Qualquer ideia de que essa gestão contraria um processo de regionalização não faz qualquer sentido e é desmentida de forma eloquente por países como, por exemplo, a Espanha ou o Brasil em que, apesar do grande peso político das Autonomias ou dos Estados, prevalece claramente o primado da bacia hidrográfica. A questão não consiste, de forma alguma, em retirar essa competência às regiões, mas antes em encontrar a forma como os poderes regionais de natureza político-administrativa participam na gestão dos recursos hídricos.

Por isso, qualquer hipótese de transferir as ARHs para as CCDRs é contraproducente e será sempre fonte de problemas e de aumento potencial de conflitualidade. Desde logo, as áreas das regiões-plano não coincidem com as áreas das bacias hidrográficas, sendo Lisboa e Vale do Tejo um caso particularmente expressivo dessa dissemelhança. Que as CCDRs e os municípios tenham uma importante palavra a dizer, é óbvio e indispensável. Que a gestão das bacias seja repartida por várias CCDRs, quebrando a lógica da unidade de gestão, é um enorme passo atrás que a ninguém traz benefícios, nem mesmo aos municípios ou às CCDRs.

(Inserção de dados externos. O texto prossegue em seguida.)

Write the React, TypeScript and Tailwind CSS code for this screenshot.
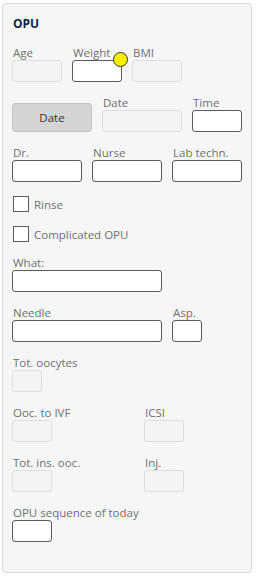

Assim, é necessário e urgente assegurar o restabelecimento de uma entidade a nível nacional, que desempenhe as funções de Autoridade Nacional da Água e que trate de forma especializada das diversas e complexas temáticas da gestão dos recursos hídricos. Igualmente necessário e urgente é restituir às cinco ARHs o estatuto de dignidade que lhes conferia a Lei da Água de 2005, por forma a que possa ser assegurada uma estreita articulação com as autarquias e outras entidades de âmbito regional, contando também com a participação ativa dos stakeholders. Só assim se poderá garantir a plenitude dos benefícios que o património hídrico nacional pode e deve proporcionar ao nosso país e aos seus cidadãos.